2 weeks, 4 attempts and tonnes of sticky, gooey caramel later, I finally cracked the honeycomb recipe.  You would have thought that a recipe which only has 3 ingredients and takes 20 minutes to make would not have caused so much aggravation, but boy did this cause me to shed tears!

Many recipes for honeycomb, or Hokey Pokey, to use it’s proper Cornish name, (other names include cinder toffee, sea foam and puff candy) uses a ratio of 4 tbsp of golden syrup to every 100 grams of sugar. In there lies the problem, every time I used this recipe, the results were sticky masses of golden caramel, which ended up everywhere, instead of where it was supposed to go – in my tummy.

So what was I doing wrong, why wouldn’t it set properly?  Should I put it in the fridge (2nd attempt)? Should I cook the sugar mixture longer (3rd attempt)? Tried that, didn’t work. On the plus side, I know that my smoke alarm is in good working order.

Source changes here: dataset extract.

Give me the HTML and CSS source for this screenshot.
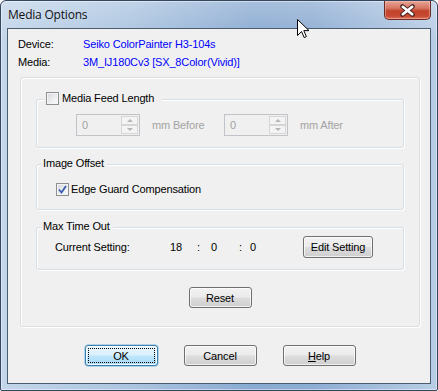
FILE: index.html
```html
<!DOCTYPE html>
<html lang="en">
<head>
    <meta charset="UTF-8">
    <title>Media Options</title>
    <link rel="stylesheet" href="styles.css">
</head>
<body>
    <div class="window">
        <div class="titlebar">
            <span class="title">Media Options</span>
            <div class="close-btn">
                <svg width="17" height="13" viewBox="0 0 17 13">
                    <path d="M3.5 2.5 L13.5 10.5 M13.5 2.5 L3.5 10.5" stroke="#4a2a26" stroke-width="4.6" stroke-linecap="round" fill="none"/>
                    <path d="M3.8 2.8 L13.2 10.2 M13.2 2.8 L3.8 10.2" stroke="#ffffff" stroke-width="2.6" stroke-linecap="round" fill="none"/>
                </svg>
            </div>
        </div>

        <div class="client">
            <div class="info">
                <div class="info-row"><span class="info-label">Device:</span><span class="info-value">Seiko ColorPainter H3-104s</span></div>
                <div class="info-row"><span class="info-label">Media:</span><span class="info-value">3M_IJ180Cv3 [SX_8Color(Vivid)]</span></div>
            </div>

            <div class="panel">
                <!-- Media Feed Length -->
                <div class="group group-feed">
                    <div class="group-title title-check"><span class="checkbox"></span>Media Feed Length</div>
                    <div class="feed-row">
                        <div class="spin">
                            <span class="spin-value">0</span>
                            <div class="spin-btns"><span class="spin-btn up"></span><span class="spin-btn down"></span></div>
                        </div>
                        <span class="spin-label">mm Before</span>
                        <div class="spin">
                            <span class="spin-value">0</span>
                            <div class="spin-btns"><span class="spin-btn up"></span><span class="spin-btn down"></span></div>
                        </div>
                        <span class="spin-label">mm After</span>
                    </div>
                </div>

                <!-- Image Offset -->
                <div class="group group-offset">
                    <div class="group-title">Image Offset</div>
                    <div class="check-row">
                        <span class="checkbox checked">
                            <svg width="9" height="9" viewBox="0 0 9 9"><path d="M1 4.5 L3.5 7.5 L8 1" stroke="#3a5cae" stroke-width="1.8" fill="none"/></svg>
                        </span>
                        Edge Guard Compensation
                    </div>
                </div>

                <!-- Max Time Out -->
                <div class="group group-time">
                    <div class="group-title">Max Time Out</div>
                    <div class="time-row">
                        <span class="time-label">Current Setting:</span>
                        <span class="t-hour">18</span>
                        <span class="t-sep1">:</span>
                        <span class="t-min">0</span>
                        <span class="t-sep2">:</span>
                        <span class="t-sec">0</span>
                        <button class="btn btn-edit">Edit Setting</button>
                    </div>
                </div>

                <div class="reset-row"><button class="btn btn-reset">Reset</button></div>
            </div>

            <div class="footer">
                <button class="btn btn-default"><span class="focus-ring">OK</span></button>
                <button class="btn">Cancel</button>
                <button class="btn"><span><u>H</u>elp</span></button>
            </div>
        </div>

        <svg class="cursor" width="13" height="20" viewBox="0 0 13 20">
            <path d="M0.5 0.5 L0.5 16.5 L4.5 12.5 L7.2 18.6 L9.4 17.6 L6.8 11.6 L12 11.6 Z" fill="#ffffff" stroke="#000000" stroke-width="1"/>
        </svg>
    </div>
</body>
</html>
```

FILE: styles.css
```css
body {
    margin: 0;
    background: #ffffff;
    font-family: 'Liberation Sans', Arial, sans-serif;
    font-size: 11px;
    letter-spacing: -0.15px;
    color: #000;
}
.window {
    position: relative;
    width: 438px;
    height: 391px;
    box-sizing: border-box;
    border: 1px solid #34475e;
    border-radius: 6px 6px 2px 2px;
    padding: 0 6px 6px 6px;
    background:
        linear-gradient(180deg, rgba(255, 255, 255, 0.25) 0, rgba(255, 255, 255, 0) 40px),
        linear-gradient(90deg, #c3d6ea 0%, #abc4e0 30%, #8aaad1 58%, #8eadd3 72%, #b9cee6 100%);
    box-shadow: inset 0 0 0 1px rgba(255, 255, 255, 0.45);
}
.titlebar {
    display: flex;
    height: 27px;
    align-items: flex-start;
}
.title {
    margin-top: 6px;
    padding-left: 1px;
    line-height: 16px;
    font-family: 'Open Sans', 'Noto Sans', sans-serif;
    font-size: 12px;
    letter-spacing: -0.2px;
    color: #111;
}
.close-btn {
    margin-left: auto;
    width: 47px;
    height: 19px;
    box-sizing: border-box;
    border: 1px solid #6a2c24;
    border-top: none;
    border-radius: 0 0 5px 5px;
    background: linear-gradient(180deg, #e6a596 0%, #d67561 40%, #c2432c 55%, #c94a33 85%, #dd7a60 100%);
    box-shadow: inset 0 0 0 1px rgba(255, 200, 190, 0.45);
    display: flex;
    justify-content: center;
    align-items: center;
}
.client {
    border: 1px solid #4d5d70;
    background: #f0f0f0;
    height: 354px;
}
.info {
    padding: 6px 0 0 10px;
}
.info-row {
    display: flex;
    line-height: 18px;
}
.info-label {
    width: 65px;
}
.info-value {
    color: #0000ff;
}
.panel {
    margin: 6px 0 0 12px;
    width: 400px;
    height: 250px;
    box-sizing: border-box;
    border: 1px solid #d9dee3;
    border-radius: 3px;
    padding: 21px 15px 0 15px;
    box-shadow: 1px 1px 0 #ffffff, inset 1px 1px 0 #ffffff;
}
.group {
    border: 1px solid #d5dfe5;
    border-radius: 3px;
    box-shadow: 1px 1px 0 #ffffff, inset 1px 1px 0 #ffffff;
}
.group-title {
    display: flex;
    align-items: center;
    width: fit-content;
    margin-top: -8px;
    margin-left: 4px;
    padding: 0 3px 0 2px;
    line-height: 13px;
    height: 13px;
    background: #f0f0f0;
}
.title-check {
    margin-left: 7px;
    padding-right: 8px;
}
.checkbox {
    display: inline-flex;
    justify-content: center;
    align-items: center;
    width: 13px;
    height: 13px;
    box-sizing: border-box;
    border: 1px solid #8e8f8f;
    background: linear-gradient(135deg, #d4d7dc 0%, #eef0f2 60%, #fafafa 100%);
    box-shadow: inset 0 0 0 1px #f4f4f4;
    margin-right: 3px;
    flex-shrink: 0;
}
.checkbox.checked {
    margin-right: 2px;
}
.group-feed {
    padding-bottom: 11px;
}
.feed-row {
    display: flex;
    align-items: center;
    margin: 9px 0 0 39px;
    color: #a3a3a3;
}
.spin {
    display: flex;
    width: 64px;
    height: 22px;
    box-sizing: border-box;
    border: 1px solid #c0c4c8;
    background: #f0f0f0;
}
.spin-value {
    flex: 1;
    padding-left: 5px;
    line-height: 20px;
}
.spin-btns {
    display: flex;
    flex-direction: column;
    width: 17px;
    padding: 1px 1px 1px 0;
}
.spin-btn {
    flex: 1;
    border: 1px solid #d6d6d6;
    background: #f4f4f4;
    display: flex;
    justify-content: center;
    align-items: center;
}
.spin-btn::before {
    content: "";
    border-left: 3px solid transparent;
    border-right: 3px solid transparent;
}
.spin-btn.up::before {
    border-bottom: 3px solid #b5b5b5;
}
.spin-btn.down::before {
    border-top: 3px solid #b5b5b5;
}
.spin-label {
    width: 84px;
    padding-left: 12px;
    box-sizing: border-box;
    line-height: 20px;
}
.group-offset {
    margin-top: 16px;
    padding-bottom: 13px;
}
.check-row {
    display: flex;
    align-items: center;
    margin: 13px 0 0 19px;
    line-height: 13px;
}
.group-time {
    margin-top: 17px;
    padding-bottom: 11px;
}
.time-row {
    display: flex;
    align-items: center;
    margin: 3px 0 0 18px;
    height: 22px;
}
.time-label { width: 115px; }
.t-hour { width: 27px; }
.t-sep1 { width: 14px; }
.t-min { width: 28px; }
.t-sep2 { width: 11px; }
.t-sec { width: 53px; }
.btn {
    font-family: inherit;
    font-size: 11px;
    letter-spacing: inherit;
    color: #000;
    padding: 0;
    height: 21px;
    box-sizing: border-box;
    border: 1px solid #707070;
    border-radius: 3px;
    background: linear-gradient(180deg, #f2f2f2 0%, #ebebeb 48%, #dddddd 52%, #cfcfcf 100%);
    box-shadow: inset 0 0 0 1px rgba(255, 255, 255, 0.7);
    display: flex;
    justify-content: center;
    align-items: center;
}
.btn-edit {
    width: 70px;
    height: 22px;
}
.reset-row {
    display: flex;
    justify-content: center;
    margin-top: 17px;
}
.btn-reset {
    width: 63px;
}
.footer {
    display: flex;
    justify-content: center;
    gap: 26px;
    margin-top: 18px;
    padding-left: 2px;
}
.footer .btn {
    width: 73px;
}
.btn-default {
    border-color: #3c7fb1;
    background: linear-gradient(180deg, #eaf6fd 0%, #d9f0fc 48%, #bee6fd 52%, #a7d9f5 100%);
    box-shadow: inset 0 0 0 1px rgba(255, 255, 255, 0.8), 0 0 0 0.5px #74b4dc;
}
.focus-ring {
    display: flex;
    justify-content: center;
    align-items: center;
    width: 65px;
    height: 13px;
    border: 1px dotted #000;
}
.cursor {
    position: absolute;
    left: 296px;
    top: 18px;
}
```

Airing out my frustrations to my friends, one of them by chance asked if I was using too much sugar.  I said no, but I did wonder if perhaps there was too much golden syrup. So, being the determined, some might say stubborn sort,  I made another batch, this time halving the amount of syrup. Would you believe it, it worked!

Honeycomb recipe

Ingredients:

Method:

  1. Tip: boil a kettle full of water – trust me, it will save you alot of time and effort later!
  2. In a heavy bottomed saucepan (I used a stainless steel pan – don’t use your best or most expensive pan for this!), place the sugar and then the golden syrup. If you wish, you can stir the ingredients together.
  3. Cook on a high flame or temperature until the sugar has dissolved and the mixture is bubbling rapidly.  The colour of the mixture will darken, it is important that you must not stir it. If one area of the mixture is getting darker, then swirl the pan carefully until the colour evens up.
  4. After a cooking time of about 10 mins, and the sugar has fully dissolved, turn off the heat and immediately add the bicarbonate of soda.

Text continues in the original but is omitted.